Alwaght- France is now faced with increasingly an uprising by rioting workers amid increased police brutality with fears that similar riots will spread across Europe.
Amid all the scuffles, the striking and the disruption of the French anti-labor demonstrations, a video has emerged of a woman being brutally roughed up by a police officer.
The video, said to have been shot in Tolouse on Thursday, starts somewhere in the middle of what looked like an ongoing situation, and depicts a disproportionate use of force towards a woman, who was already visibly distraught.
The policeman in riot gear manhandled her, before pushing her back with such force that she ends up falling onto her back and slams into a railing.

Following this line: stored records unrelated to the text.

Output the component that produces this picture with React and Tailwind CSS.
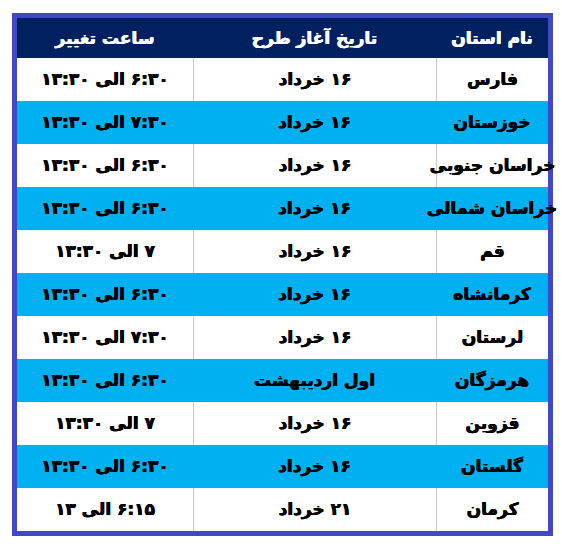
import React from "react";

const rows = [
  ["فارس", "۱۶ خرداد", "۶:۳۰ الی ۱۳:۳۰"],
  ["خوزستان", "۱۶ خرداد", "۷:۳۰ الی ۱۳:۳۰"],
  ["خراسان جنوبی", "۱۶ خرداد", "۶:۳۰ الی ۱۳:۳۰"],
  ["خراسان شمالی", "۱۶ خرداد", "۶:۳۰ الی ۱۳:۳۰"],
  ["قم", "۱۶ خرداد", "۷ الی ۱۳:۳۰"],
  ["کرمانشاه", "۱۶ خرداد", "۶:۳۰ الی ۱۳:۳۰"],
  ["لرستان", "۱۶ خرداد", "۷:۳۰ الی ۱۳:۳۰"],
  ["هرمزگان", "اول اردیبهشت", "۶:۳۰ الی ۱۳:۳۰"],
  ["قزوین", "۱۶ خرداد", "۷ الی ۱۳:۳۰"],
  ["گلستان", "۱۶ خرداد", "۶:۳۰ الی ۱۳:۳۰"],
  ["کرمان", "۲۱ خرداد", "۶:۱۵ الی ۱۳"],
];

export default function App() {
  return (
    <div className="w-[562px] h-[550px] bg-white pt-[13px] pl-[12px]" style={{ fontFamily: '"DejaVu Sans", sans-serif' }}>
      <div dir="rtl" className="w-[541px] border-[5px] border-[#4048c8] font-bold text-[17px] leading-none [text-shadow:0.4px_0_0_currentColor,-0.4px_0_0_currentColor]">
        <div className="grid grid-cols-[112px_243px_176px] h-[40px] bg-[#002060] text-white">
          <div className="flex items-center justify-center whitespace-nowrap">نام استان</div>
          <div className="flex items-center justify-center whitespace-nowrap">تاریخ آغاز طرح</div>
          <div className="flex items-center justify-center whitespace-nowrap">ساعت تغییر</div>
        </div>
        {rows.map((r, i) => {
          const cyan = i % 2 === 1;
          return (
            <div
              key={i}
              className={
                "grid grid-cols-[112px_243px_176px] h-[43px] text-black " +
                (cyan ? "bg-[#00b0f0]" : "bg-white")
              }
            >
              <div className={"flex items-center justify-center whitespace-nowrap " + (cyan ? "" : "border-l border-[#c8c8c8]")}>
                {r[0]}
              </div>
              <div className={"flex items-center justify-center whitespace-nowrap " + (cyan ? "" : "border-l border-[#c8c8c8]")}>
                {r[1]}
              </div>
              <div className="flex items-center justify-center whitespace-nowrap">{r[2]}</div>
            </div>
          );
        })}
      </div>
    </div>
  );
}
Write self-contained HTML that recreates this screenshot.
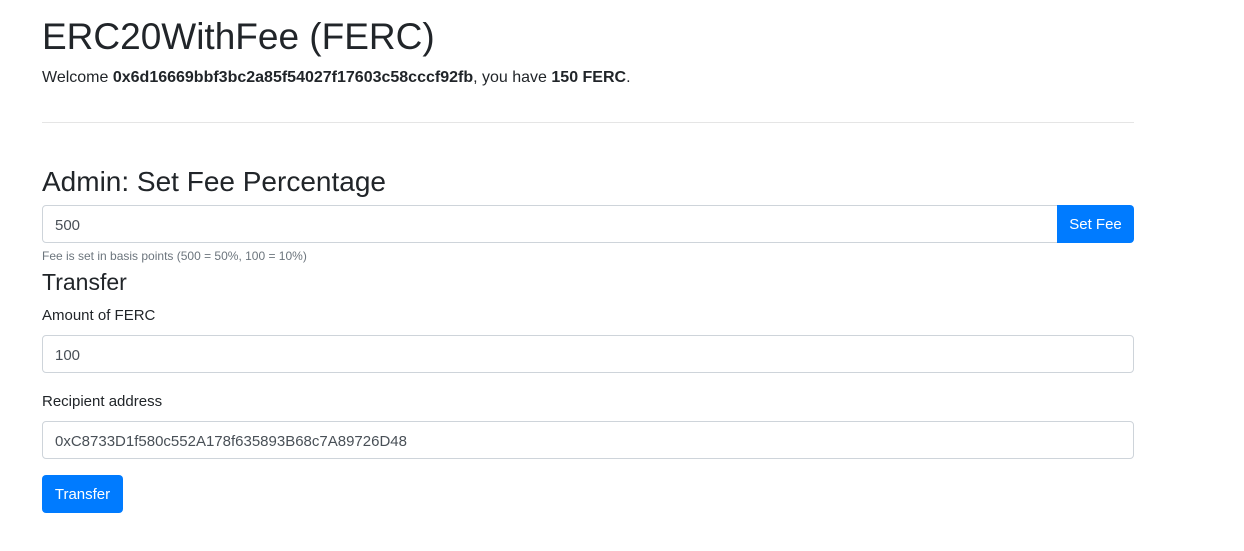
<!DOCTYPE html>
<html><head><meta charset="utf-8"><style>
body{margin:0;width:1244px;height:551px;background:#fff;font-family:"Liberation Sans",sans-serif;color:#212529;position:relative;overflow:hidden}
.a{position:absolute;left:42px;margin:0}
h1{font-size:37px;font-weight:500;line-height:48px}
h3{font-size:28px;font-weight:500;line-height:34px}
h4{font-size:23px;font-weight:500;line-height:28px}
p{font-size:16px;line-height:24px}
label{font-size:15px;line-height:24px}
.inp{box-sizing:border-box;height:38px;border:1px solid #ced4da;border-radius:4px;padding:2px 12px 0;font-size:15px;line-height:36px;color:#495057}
.btn{box-sizing:border-box;height:38px;padding-top:2px;background:#007bff;color:#fff;border-radius:4px;font-size:15px;line-height:36px;text-align:center}
small{font-size:12px;color:#6c757d;line-height:18px}
hr{position:absolute;left:42px;width:1092px;top:122px;margin:0;border:0;border-top:1px solid #e5e5e5}
</style></head><body>
<h1 class="a" style="top:13px">ERC20WithFee (FERC)</h1>
<p class="a" style="top:66px">Welcome <b>0x6d16669bbf3bc2a85f54027f17603c58cccf92fb</b>, you have <b>150 FERC</b>.</p>
<hr>
<h3 class="a" style="top:165px">Admin: Set Fee Percentage</h3>
<div class="a inp" style="top:205px;width:1016px;border-radius:4px 0 0 4px">500</div>
<div class="a btn" style="top:205px;left:1057px;width:77px;border-radius:0 4px 4px 0">Set Fee</div>
<small class="a" style="top:247px">Fee is set in basis points (500 = 50%, 100 = 10%)</small>
<h4 class="a" style="top:268px">Transfer</h4>
<label class="a" style="top:304px">Amount of FERC</label>
<div class="a inp" style="top:335px;width:1092px">100</div>
<label class="a" style="top:390px">Recipient address</label>
<div class="a inp" style="top:421px;width:1092px">0xC8733D1f580c552A178f635893B68c7A89726D48</div>
<div class="a btn" style="top:475px;width:81px">Transfer</div>
</body></html>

France has been gripped by a wave of protests since the government first announced and then signed into order a labor reform bill, which gives companies more freedom to decide their employees’ fates. The rallies have frequently descended into violence, and hundreds of protesters and police have been injured.
This week strikes over labor reforms have left fuel in short supply in France. Riot police removed workers blockading oil depots at all but one center, in order to ease shortages.

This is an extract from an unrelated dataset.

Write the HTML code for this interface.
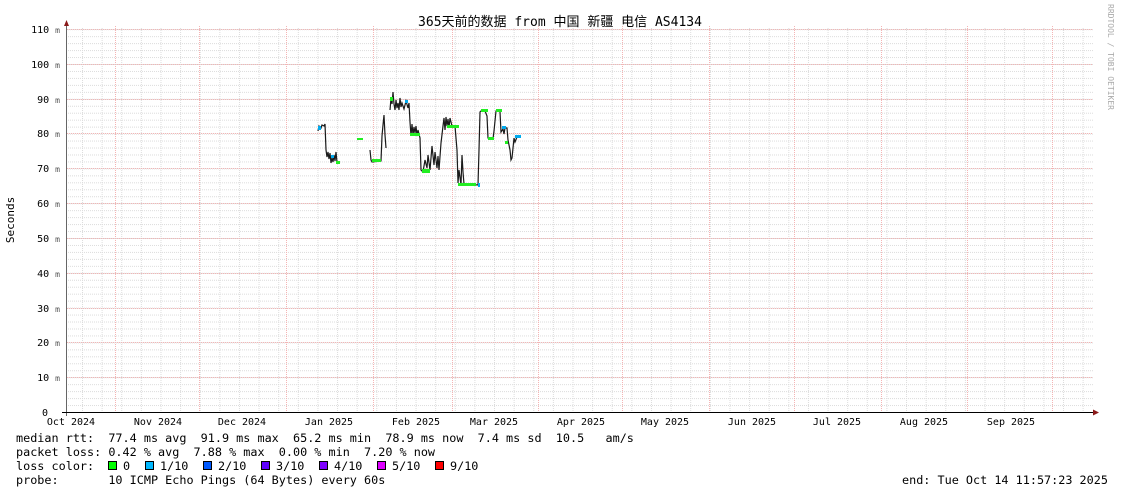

However, six out of eight refineries have been disrupted, meaning the country has dipped into its strategic reserves.
With the tourist season set to begin, France which receives almost 83 million visitors is facing riots, shutdowns and near civil war. France’s labor wars may spread across Europe as the Euro-left sees new ways of opposing the strengthening right. Economic woes will accelerate this process.
Early May, President Francois Hollande and Prime Minister Manuel Valls decided to use their constitutional powers to impose the labor law reforms by decree.
Hardline trade unions and a bloc of traditionalist Socialist politicians – including several former ministers and the Mayor of Paris, Anne Hidalgo – oppose the changes. So do 70 per cent of French people.
Known as the El Khomri law, after the labor minister, the legislation has given birth to an entire protest movement, Nuit Debout, which has been likened to Occupy in the US, but enjoys broader support in France.